Ce qui surprend en premier lieu dans ce film, surtout pour tous ceux qui connaissent Franco, c'est qu'il n'y a pas de temps mort. "Opération Remida" est très rythmé, l'action ne s'arrête jamais, et donc le côté BD voulu est parfaitement réussi. Les dialogues, même s'ils ne volent pas toujours très hauts, sont pertinents et complètement décalés. Lucky n'hésite pas à proclamer à une foule nombreuse : "Ils sont peu nombreux à connaître mon vrai visage"... tout en se démasquant. Au marché aux espions, on vend des secrets "sous le manteau", et on converse en style télégraphique. A propos d'une conductrice albanaise, Lucky déclare que "Si on lui enlève les moustaches, elle n'est pas si mal que ça". Dans la surenchère des gadgets instaurés par les "James Bond", on a ici un gaz qui arrête le temps ; et aussi un faussaire qui se vante d'avoir fabriqué des fausses pièces étrusques. Plus, cerise sur le gâteau, un ex-nazi travaillant pour les Chinois, dénommé le Colonel Von Travesti, et déguisé en blonde fatale.
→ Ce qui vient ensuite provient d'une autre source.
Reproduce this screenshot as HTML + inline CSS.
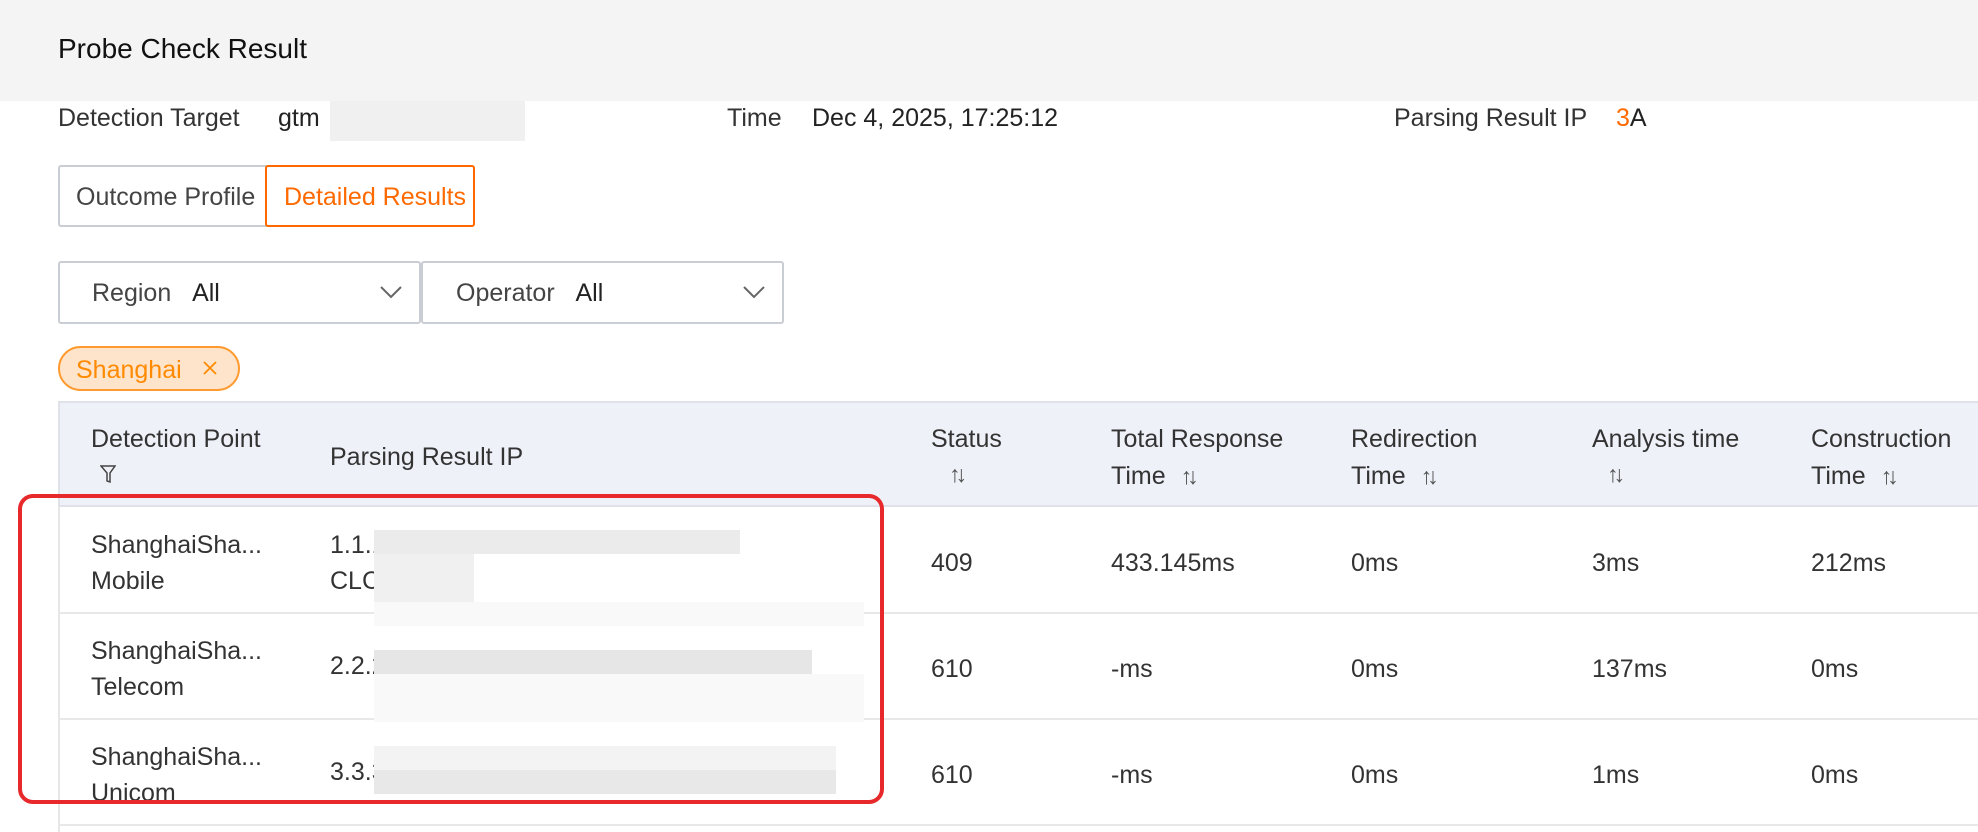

Après avoir déjà fait ses preuves un an auparavant dans la comédie d'espionnage, avec "Cartes sur Tables" (et Eddie Constantine en vedette), Jess Franco récidive en cette année 1967 avec ce film, qui sans être exempt de tous reproches, s'avère plutôt agréable à regarder. Le néophyte qui va regarder "Opération Remida" aurait bien du mal à croire que le même réalisateur est aussi responsable d'oeuvres comme "Maciste et les Gloutonnes" ou "Shining Sex". Mais c'est pour çà qu'on l'aime, notre bon Jesus, parce qu'il arrive toujours à nous surprendre, alors qu'on croit tout connaître de lui.